In the good old days nearly everybody who wore a suit to work a casino had “the power of the pen” and could write comps at will. In those days, though, the casinos and hotels were much smaller and the people who came to play actually came to play, not to gawk and shop. The clientele was business owners, not the workers – people went to Vegas with a budget of $500/day for gambling, these days the average gambling budget is less than $50/day, with many visitors not intending to gamble at all.
Things started to change with Howard Hughes and then the corporations taking over, but the biggest changes took place when New Jersey opened gambling. They taught players to ask to be rated and the comp-world was taken over by the accountants, who insisted that each department show a profit. The power of the pen was taken away from the lower level supervisors and granted only to the top echelon managers … and now to write-your-own-comp computerized systems.

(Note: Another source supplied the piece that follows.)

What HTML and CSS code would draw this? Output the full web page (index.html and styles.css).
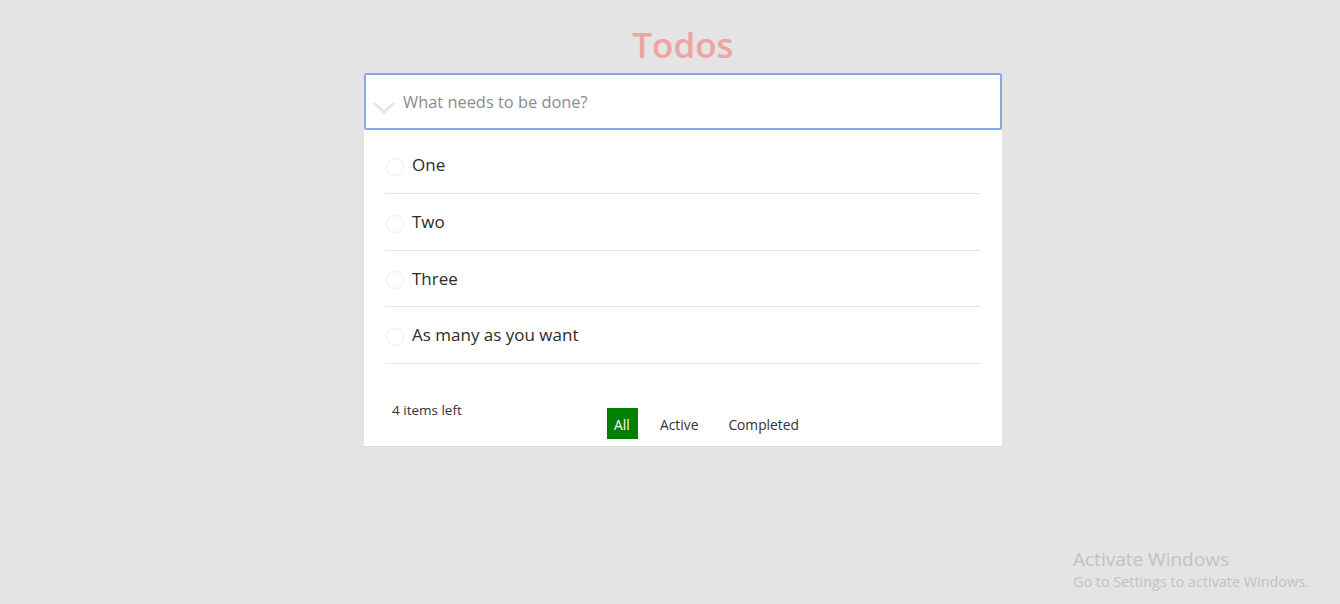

My friend S used to gamble a LOT a few years ago – he still goes but more like twice a year now – and he also used to be a high roller. He still gets rooms and meals comped, free tickets for musical acts (he got me and a friend tickets to see Tool at Mohegan Sun), free cruises (he took me with him to the Bahamas a couple years ago), and one casino in upstate NY offered to send a helicopter to pick him up. I pouted when he turned them down, because I wanted to ride on a helicopter.
The thing is, I’m sure he’s spent more money at those casinos than he’s gotten back in comps, but because younger him had money to burn, it didn’t matter. So if you’ve got the cash to gamble regularly and you gamble because its fun, go for it.